Check each line of the data for "this" and select those that have it.

-- DATA SECTION start --

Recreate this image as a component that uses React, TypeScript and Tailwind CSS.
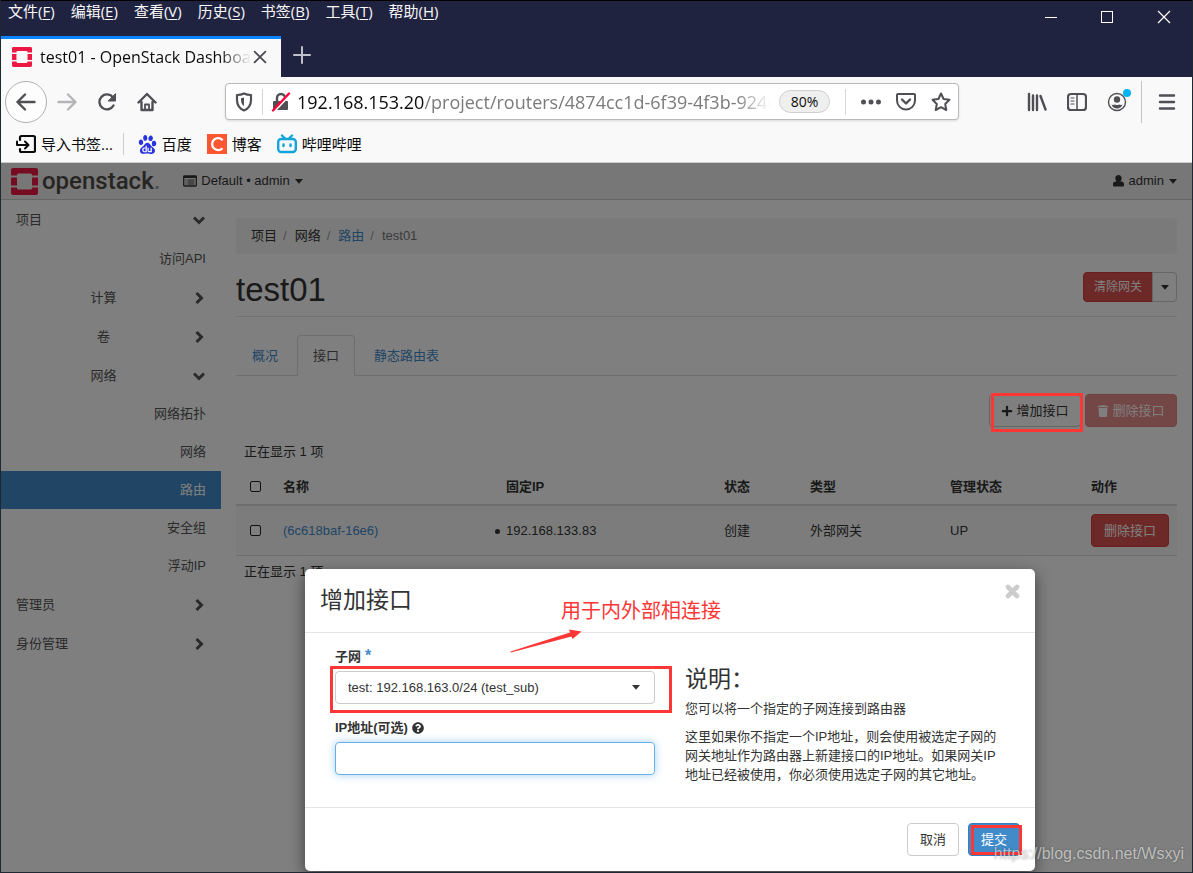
import type { ReactNode } from 'react';
import { FaPlus, FaQuestionCircle, FaTrash } from 'react-icons/fa';
import { SiBaidu } from 'react-icons/si';

const menus = [
  { t: '文件', k: 'F' },
  { t: '编辑', k: 'E' },
  { t: '查看', k: 'V' },
  { t: '历史', k: 'S' },
  { t: '书签', k: 'B' },
  { t: '工具', k: 'T' },
  { t: '帮助', k: 'H' },
];

function OpenStackMark({ className }: { className: string }) {
  return (
    <svg viewBox="0 0 27 27" className={className} fill="#ed1944" aria-hidden="true">
      <path d="M2 0h23a2 2 0 0 1 2 2v5.500h-6V7a1.500 1.500 0 0 0-1.500-1.500h-12A1.500 1.500 0 0 0 6 7v.5H0V2a2 2 0 0 1 2-2z" />
      <path d="M2 27h23a2 2 0 0 0 2-2v-5.500h-6v.5a1.500 1.500 0 0 1-1.500 1.500h-12A1.500 1.500 0 0 1 6 20v-.5H0V25a2 2 0 0 0 2 2z" />
      <path d="M0 9.500h6v8H0zM21 9.500h6v8h-6z" />
    </svg>
  );
}

function Icon({ children, className = 'size-5' }: { children: ReactNode; className?: string }) {
  return (
    <svg
      viewBox="0 0 20 20"
      className={className}
      fill="none"
      stroke="currentColor"
      strokeWidth="2"
      strokeLinecap="round"
      strokeLinejoin="round"
      aria-hidden="true"
    >
      {children}
    </svg>
  );
}

function Caret({ className = '' }: { className?: string }) {
  return (
    <svg viewBox="0 0 8 5" className={`h-[5px] w-2 ${className}`} fill="currentColor" aria-hidden="true">
      <path d="M0 0h8L4 4.800z" />
    </svg>
  );
}

function Chevron({ open }: { open: boolean }) {
  return (
    <svg viewBox="0 0 12 12" className="size-3" fill="none" stroke="currentColor" strokeWidth="3" aria-hidden="true">
      <path d={open ? 'M1 3.500l5 5 5-5' : 'M3.500 1l5 5-5 5'} />
    </svg>
  );
}

function TitleBar() {
  return (
    <header className="flex h-[77px] items-stretch justify-between border-t border-black bg-[#202340] text-[#f9f9fa]">
      <div className="flex flex-col justify-between">
        <nav className="flex gap-4 pl-[7px] text-[15px] leading-5">
          {menus.map((m) => (
            <button key={m.k} type="button">
              {m.t}(<span className="underline underline-offset-2">{m.k}</span>)
            </button>
          ))}
        </nav>
        <div className="flex items-center">
          <div className="flex h-[41px] w-[280px] items-center border-t-3 border-[#0a84ff] bg-[#f9f9fa] pr-3 pb-[2px] pl-[11px] text-[#0c0c0d]">
            <OpenStackMark className="size-5 shrink-0" />
            <span className="ml-2 flex-1 overflow-hidden text-[16px] leading-6 whitespace-nowrap [mask-image:linear-gradient(to_right,#000_85%,transparent)]">
              test01 - OpenStack Dashboar
            </span>
            <button type="button" aria-label="Close tab" className="text-[#4a4a4f]">
              <Icon className="size-[18px]">
                <path d="M4 4l12 12M16 4L4 16" />
              </Icon>
            </button>
          </div>
          <button type="button" aria-label="New tab" className="ml-[11px] pb-1 text-[#c0c1ca]">
            <Icon>
              <path d="M10 2v16M2 10h16" />
            </Icon>
          </button>
        </div>
      </div>
      <div className="flex h-8 items-center gap-11 pr-[21px]">
        <button type="button" aria-label="Minimize" className="w-3">
          <span className="block h-px bg-white" />
        </button>
        <button type="button" aria-label="Maximize" className="size-3 border border-white" />
        <button type="button" aria-label="Close">
          <svg viewBox="0 0 14 14" className="size-[14px]" stroke="#fff" strokeWidth="1.200" aria-hidden="true">
            <path d="M1 1l12 12M13 1L1 13" />
          </svg>
        </button>
      </div>
    </header>
  );
}

function Toolbar() {
  return (
    <div className="flex h-[49px] items-center bg-[#f9f9fa] pl-1 text-[#4f4f54]">
      <button type="button" aria-label="Back" className="flex size-[42px] items-center justify-center rounded-full border border-[#b1b1b3] bg-white/60">
        <Icon>
          <path d="M18.500 10H1.500M9 2.500L1.500 10 9 17.500" strokeWidth="2.400" />
        </Icon>
      </button>
      <button type="button" aria-label="Forward" className="flex w-10 justify-center text-[#b5b5b8]">
        <Icon>
          <path d="M1.500 10h17M11 2.500l7.500 7.500-7.500 7.500" strokeWidth="2.400" />
        </Icon>
      </button>
      <button type="button" aria-label="Reload" className="flex w-10 justify-center">
        <Icon>
          <path d="M16.500 13.500A7.500 7.500 0 1 1 16 5.500" strokeWidth="2.400" />
          <path d="M18.500 2v7h-7z" fill="currentColor" strokeWidth="1" />
        </Icon>
      </button>
      <button type="button" aria-label="Home" className="flex w-10 justify-center">
        <Icon>
          <path d="M1.500 10.500L10 2l8.500 8.500M4.500 10v8h11v-8" strokeWidth="2.400" />
          <path d="M8 18v-5.500h4V18" strokeWidth="1.800" />
        </Icon>
      </button>

      <div className="ml-[58px] flex h-[37px] min-w-0 flex-1 items-center rounded-sm border border-[#b9b9bb] bg-white pr-[7px] pl-2 shadow-sm">
        <Icon>
          <path d="M10 1.500c2 1 4.500 1.500 7 1.500v5c0 5-2.500 8.500-7 10.500C5.500 16.500 3 13 3 8V3c2.500 0 5-.5 7-1.500z" strokeWidth="2.200" />
          <path d="M10 5.500v8.500c-2-1.200-3-3.200-3-6V6.300z" fill="currentColor" stroke="none" />
        </Icon>
        <span className="ml-2 h-[26px] w-px bg-[#d7d7db]" />
        <Icon className="ml-2 size-5">
          <path d="M6 9V6a4 4 0 0 1 8 0v3" strokeWidth="2.400" />
          <rect x="2" y="9" width="15" height="9" rx="1" fill="currentColor" stroke="none" />
          <path d="M3 19L19 2" stroke="#fff" strokeWidth="3" strokeLinecap="butt" />
          <path d="M2 18.500L18 1.500" stroke="#ff0039" strokeWidth="2.400" />
        </Icon>
        <p className="ml-[6px] min-w-0 flex-1 overflow-hidden text-[18px] leading-6 whitespace-nowrap text-[#7b7b7d] [mask-image:linear-gradient(to_right,#000_93%,transparent)]">
          <span className="text-[#0c0c0d]">192.168.153.20</span>/project/routers/4874cc1d-6f39-4f3b-924c
        </p>
        <button type="button" className="ml-[9px] h-[23px] w-[51px] rounded-full border border-[#cfcfd1] bg-[#efeff0] text-[14px] leading-5 text-[#0c0c0d]">
          80%
        </button>
        <span className="ml-[15px] h-[26px] w-px bg-[#d7d7db]" />
        <div className="ml-[15px] flex items-center gap-[15px]">
          <button type="button" aria-label="Page actions">
            <Icon>
              <path d="M2.500 10h.01M10 10h.01M17.500 10h.01" strokeWidth="5" />
            </Icon>
          </button>
          <button type="button" aria-label="Save to Pocket">
            <Icon>
              <path d="M2 2h16a1 1 0 0 1 1 1v5.500a9 9 0 0 1-18 0V3a1 1 0 0 1 1-1z" strokeWidth="2" />
              <path d="M6 7.500l4 4 4-4" strokeWidth="2.400" />
            </Icon>
          </button>
          <button type="button" aria-label="Bookmark this page">
            <Icon>
              <path d="M10 1.500l2.600 5.500 5.900.8-4.300 4.200 1.100 6L10 15.200 4.700 18l1.100-6L1.500 7.800 7.400 7z" />
            </Icon>
          </button>
        </div>
      </div>

      <div className="ml-[58px] flex items-center">
        <button type="button" aria-label="Library" className="flex w-10 justify-center">
          <Icon>
            <path d="M2 2v16M6 3.500V18M10 3.500V18M13.500 4l5 13.500" strokeWidth="2.400" />
          </Icon>
        </button>
        <button type="button" aria-label="Sidebars" className="flex w-10 justify-center">
          <Icon>
            <rect x="1" y="2" width="18" height="16" rx="3" strokeWidth="2.200" />
            <path d="M10 2.500v15" strokeWidth="1.500" />
            <path d="M4 6h3M4 9h3M4 12h3" strokeWidth="1.200" />
          </Icon>
        </button>
        <button type="button" aria-label="Account" className="relative flex w-10 justify-center">
          <Icon>
            <circle cx="10" cy="10" r="8.500" strokeWidth="1.400" />
            <circle cx="10" cy="7.500" r="3.200" fill="currentColor" stroke="none" />
            <path d="M4.500 12.500c1 .8 2.500.3 3.500 0 1.200.8 2.800.8 4 0 1 .3 2.500.8 3.500 0-.8 2.500-2.900 4-5.500 4s-4.700-1.500-5.500-4z" fill="currentColor" stroke="none" />
          </Icon>
          <span className="absolute -top-[3px] right-[6px] size-2 rounded-full bg-[#00b3f4]" />
        </button>
        <span className="ml-1 h-[42px] w-px bg-[#c4c4c6]" />
        <button type="button" aria-label="Open menu" className="flex w-[50px] justify-center">
          <Icon>
            <path d="M3 3.500h14M3 10h14M3 16.500h14" strokeWidth="2.400" />
          </Icon>
        </button>
      </div>
    </div>
  );
}

function Bookmarks() {
  return (
    <nav className="flex h-[37px] items-center border-b border-[#cccccc] bg-[#f9f9fa] pl-[15px] text-[15px] leading-6 text-[#0c0c0d]">
      <a href="#" className="flex items-center gap-[5px]">
        <Icon>
          <path d="M4 6V3.500A1.500 1.500 0 0 1 5.500 2h12A1.500 1.500 0 0 1 19 3.500v13a1.500 1.500 0 0 1-1.500 1.500h-12A1.500 1.500 0 0 1 4 16.500V15" strokeWidth="2.200" />
          <path d="M1 7.500v3.500h11M9 7.500l3.500 3.500L9 14.500" />
        </Icon>
        导入书签...
      </a>
      <span className="mr-[14px] ml-[10px] h-[22px] w-px bg-[#cccccc]" />
      <a href="#" className="flex items-center gap-[5px]">
        <SiBaidu className="size-[19px] text-[#2932e1]" />
        百度
      </a>
      <a href="#" className="ml-[15px] flex items-center gap-[5px]">
        <svg viewBox="0 0 20 20" className="size-5" aria-hidden="true">
          <rect width="20" height="20" fill="#fc5531" />
          <path d="M15.500 14.200a6 6 0 1 1 .2-8" fill="none" stroke="#fff" strokeWidth="2.300" />
        </svg>
        博客
      </a>
      <a href="#" className="ml-[15px] flex items-center gap-[5px]">
        <svg viewBox="0 0 20 20" className="size-5" fill="none" stroke="#12a5dc" strokeWidth="2.400" strokeLinecap="round" aria-hidden="true">
          <rect x="1.200" y="5" width="17.600" height="13" rx="3" />
          <path d="M5 1.500l3 3M15 1.500l-3 3M6.500 10.500v1.500M13.500 10.500v1.500" />
        </svg>
        哔哩哔哩
      </a>
    </nav>
  );
}

function SideGroup({ label, open = false, nested = false }: { label: string; open?: boolean; nested?: boolean }) {
  return (
    <button type="button" aria-expanded={open} className="flex h-[39px] w-full items-center px-[15px]">
      <span className={nested ? 'flex-1 text-center' : 'flex-1 text-left'}>{label}</span>
      <span className="flex w-[15px] justify-center">
        <Chevron open={open} />
      </span>
    </button>
  );
}

function SideLink({ label, active = false }: { label: string; active?: boolean }) {
  return (
    <a
      href="#"
      className={
        active
          ? 'flex h-[38px] items-center justify-end bg-[#428bca] pr-[15px] text-white'
          : 'flex h-[38px] items-center justify-end pr-[15px]'
      }
    >
      {label}
    </a>
  );
}

function Sidebar() {
  return (
    <aside className="w-[220px] shrink-0 text-[#555555]">
      <SideGroup label="项目" open />
      <a href="#" className="flex h-[39px] items-center justify-end pr-[15px]">访问API</a>
      <SideGroup label="计算" nested />
      <SideGroup label="卷" nested />
      <SideGroup label="网络" nested open />
      <SideLink label="网络拓扑" />
      <SideLink label="网络" />
      <SideLink label="路由" active />
      <SideLink label="安全组" />
      <SideLink label="浮动IP" />
      <SideGroup label="管理员" />
      <SideGroup label="身份管理" />
    </aside>
  );
}

function CheckBox({ label }: { label: string }) {
  return (
    <input
      type="checkbox"
      aria-label={label}
      className="ml-[6px] block size-[11px] appearance-none rounded-xs border border-[#222222] bg-white"
    />
  );
}

function RouterDetail() {
  return (
    <main className="min-w-0 flex-1 px-[15px] pt-[18px] text-[#333333]">
      <ol className="flex h-9 items-center rounded bg-[#f5f5f5] px-[15px]">
        <li>项目</li>
        <li className="pl-[6px]"><span className="pr-2 text-[#999999]">/</span>网络</li>
        <li className="pl-[6px]"><span className="pr-2 text-[#999999]">/</span><a href="#" className="text-[#428bca]">路由</a></li>
        <li className="pl-[6px] text-[#777777]"><span className="pr-2 text-[#999999]">/</span>test01</li>
      </ol>

      <div className="mt-[18px] flex items-start justify-between border-b border-[#e7e7e7] pb-2">
        <h1 className="text-[33px] leading-9">test01</h1>
        <div className="flex h-[30px] text-[12px]">
          <button type="button" className="w-[70px] rounded-l border border-[#d43f3a] bg-[#d9534f] text-white">清除网关</button>
          <button type="button" aria-label="更多动作" className="-ml-px flex w-[25px] items-center justify-center rounded-r border border-[#cccccc] bg-white">
            <Caret />
          </button>
        </div>
      </div>

      <nav className="mt-[18px] flex gap-[3px] border-b border-[#dddddd] text-[#428bca]">
        <a href="#" className="-mb-px flex h-[41px] items-center px-4">概况</a>
        <a href="#" className="-mb-px flex h-[41px] items-center rounded-t border border-b-0 border-[#dddddd] bg-white px-[15px] text-[#555555]">接口</a>
        <a href="#" className="-mb-px flex h-[41px] items-center px-4">静态路由表</a>
      </nav>

      <div className="mt-[18px] flex justify-end gap-1">
        <div className="relative">
          <button type="button" className="flex h-[33px] w-[92px] items-center justify-center gap-[3px] rounded border border-[#cccccc] bg-white">
            <FaPlus className="size-3" />
            增加接口
          </button>
          <span className="pointer-events-none absolute -top-px -right-[2px] z-30 h-[39px] w-[92px] border-3 border-[#fd3735]" />
        </div>
        <button type="button" disabled className="flex h-[33px] w-[92px] items-center justify-center gap-[3px] rounded border border-[#d43f3a] bg-[#d9534f] text-white opacity-65">
          <FaTrash className="size-3" />
          删除接口
        </button>
      </div>

      <p className="mt-4 mb-2 pl-2">正在显示 1 项</p>
      <table className="w-full table-fixed border-separate border-spacing-0 text-left">
        <colgroup>
          <col className="w-[39px]" />
          <col className="w-[223px]" />
          <col className="w-[218px]" />
          <col className="w-[86px]" />
          <col className="w-[140px]" />
          <col className="w-[141px]" />
          <col className="w-[94px]" />
        </colgroup>
        <thead>
          <tr className="h-[37px]">
            <th className="border-b-2 border-[#dddddd] px-2"><CheckBox label="全选" /></th>
            {['名称', '固定IP', '状态', '类型', '管理状态', '动作'].map((h) => (
              <th key={h} className="border-b-2 border-[#dddddd] px-2 font-bold">{h}</th>
            ))}
          </tr>
        </thead>
        <tbody>
          <tr className="h-[50px] bg-[#f9f9f9] *:border-b *:border-[#dddddd] *:px-2">
            <td><CheckBox label="6c618baf-16e6" /></td>
            <td><a href="#" className="text-[#428bca]">(6c618baf-16e6)</a></td>
            <td>
              <ul>
                <li className="relative before:absolute before:top-[7px] before:-left-[11px] before:size-[5px] before:rounded-full before:bg-[#333333]">
                  192.168.133.83
                </li>
              </ul>
            </td>
            <td>创建</td>
            <td>外部网关</td>
            <td>UP</td>
            <td>
              <button type="button" className="block h-[33px] w-[78px] rounded border border-[#d43f3a] bg-[#d9534f] text-white">删除接口</button>
            </td>
          </tr>
        </tbody>
      </table>
      <p className="mt-[7px] pl-2">正在显示 1 项</p>
    </main>
  );
}

function AddInterfaceModal() {
  return (
    <div
      role="dialog"
      aria-label="增加接口"
      className="absolute top-[406px] left-[304px] z-20 w-[730px] rounded-[5px] bg-white text-[#333333] shadow-[0_5px_15px_rgba(0,0,0,0.5)]"
    >
      <div className="flex items-start justify-between border-b border-[#e5e5e5] px-[15px] pt-[13px] pb-[14px]">
        <h2 className="text-[23px] leading-9">增加接口</h2>
        <button type="button" aria-label="关闭" className="pt-[2px] text-[#cccccc]">
          <svg viewBox="0 0 15 15" className="size-[15px]" stroke="currentColor" strokeWidth="4.600" strokeLinecap="round" aria-hidden="true">
            <path d="M3 3l9 9M12 3l-9 9" />
          </svg>
        </button>
      </div>

      <div className="grid grid-cols-2 px-[15px] pt-[15px] pb-[23px]">
        <form className="px-[15px]">
          <label htmlFor="subnet" className="flex h-[23px] items-start font-bold">
            子网<span className="ml-1 text-[16px] leading-4 text-[#428bca]">*</span>
          </label>
          <div className="relative">
            <select id="subnet" className="block h-[33px] w-full appearance-none rounded border border-[#cccccc] bg-white pr-8 pl-3">
              <option>test: 192.168.163.0/24 (test_sub)</option>
            </select>
            <Caret className="pointer-events-none absolute top-[14px] right-[15px]" />
            <span className="pointer-events-none absolute -top-[5px] -right-[17px] -bottom-[9px] -left-[5px] border-3 border-[#fd3735]" />
          </div>
          <label htmlFor="ip" className="mt-[15px] flex h-[23px] items-start gap-1 font-bold">
            IP地址(可选)
            <FaQuestionCircle className="mt-[3px] size-3" />
          </label>
          <input id="ip" type="text" className="block h-[33px] w-full rounded border border-[#66afe9] px-3 shadow-[0_0_8px_rgba(102,175,233,0.6)] outline-none" />
        </form>
        <div className="px-[15px] pt-[13px]">
          <h3 className="mb-[3px] text-[23px] leading-9">说明：</h3>
          <p className="mb-[9px]">您可以将一个指定的子网连接到路由器</p>
          <p className="leading-[19px]">
            这里如果你不指定一个IP地址，则会使用被选定子网的网关地址作为路由器上新建接口的IP地址。如果网关IP地址已经被使用，你必须使用选定子网的其它地址。
          </p>
        </div>
      </div>

      <div className="flex justify-end gap-[9px] border-t border-[#e5e5e5] p-[15px]">
        <button type="button" className="h-[33px] w-[52px] rounded border border-[#cccccc] bg-white">取消</button>
        <div className="relative">
          <button type="submit" className="block h-[33px] w-[52px] rounded border border-[#357ebd] bg-[#428bca] text-white">提交</button>
          <span className="pointer-events-none absolute top-[2px] -right-[2px] bottom-px left-[3px] border-3 border-[#fd3735]" />
        </div>
      </div>

      {/* hand-drawn note over the dialog */}
      <p className="absolute top-[30px] left-[256px] text-[20px] leading-6 text-[#fd3735]">用于内外部相连接</p>
      <svg viewBox="0 0 72 24" className="absolute top-[60px] left-[205px] h-6 w-[72px]" fill="#fd3735" aria-hidden="true">
        <path d="M.5 22.500L60 3.500 59 .5 71.500 2.500 62.500 10 61.500 7.500.8 23.500z" />
      </svg>
    </div>
  );
}

export default function App() {
  return (
    <div className="flex min-h-screen flex-col border-x border-b border-[#1f2733] bg-white font-['Open_Sans','Noto_Sans_CJK_SC',sans-serif]">
      <TitleBar />
      <Toolbar />
      <Bookmarks />

      <div className="relative flex flex-1 flex-col overflow-hidden font-['Liberation_Sans','Noto_Sans_CJK_SC',sans-serif] text-[13px] leading-[18px]">
        <header className="flex h-[37px] shrink-0 items-center justify-between border-b border-[#cccccc] bg-[#eeeeee] pr-[15px] pl-[10px] text-[#333333]">
          <div className="flex items-center">
            <OpenStackMark className="size-[27px]" />
            <span className="ml-1 font-['Roboto',sans-serif] text-[24px] leading-8 font-medium text-[#4d4a45]">
              openstack<span className="text-[#999999]">.</span>
            </span>
            <button type="button" className="ml-[23px] flex items-center">
              <svg viewBox="0 0 14 12" className="mr-1 h-3 w-[14px]" fill="none" stroke="currentColor" aria-hidden="true">
                <rect x=".7" y="1" width="12.600" height="10" rx=".8" strokeWidth="1.300" />
                <path d="M1 2h12" strokeWidth="2" />
                <path d="M2.500 5h1M2.500 7h1M2.500 9h1M4.500 5h7M4.500 7h7M4.500 9h7" />
              </svg>
              Default • admin
              <Caret className="ml-[5px]" />
            </button>
          </div>
          <button type="button" className="flex items-center">
            <svg viewBox="0 0 11 12" className="mr-[5px] h-3 w-[11px]" fill="currentColor" aria-hidden="true">
              <path d="M5.500 0C7.500 0 8.700 1.300 8.700 3.200c0 1.400-.6 2.500-1.300 3.200h1.100c1.400 0 2.500 1 2.500 2.300v1.500c0 .8-.6 1.300-1.300 1.300H1.300C.6 11.500 0 11 0 10.200V8.700C0 7.400 1.100 6.400 2.500 6.400h1.100C2.900 5.700 2.300 4.600 2.300 3.200 2.300 1.300 3.500 0 5.500 0z" />
            </svg>
            admin
            <Caret className="ml-[5px]" />
          </button>
        </header>
        <div className="flex flex-1">
          <Sidebar />
          <RouterDetail />
        </div>

        <div className="absolute inset-0 z-10 bg-black/50" />
        <AddInterfaceModal />
        <p className="pointer-events-none absolute right-2 bottom-2 z-30 text-[16px] leading-5 text-white/60 [text-shadow:0_0_2px_rgba(0,0,0,0.4)]">
          https://blog.csdn.net/Wsxyi
        </p>
      </div>
    </div>
  );
}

-- DATA SECTION end --

TASK RESULT:
Recreate this image as a component that uses React, TypeScript and Tailwind CSS.
          <button type="button" aria-label="Bookmark this page">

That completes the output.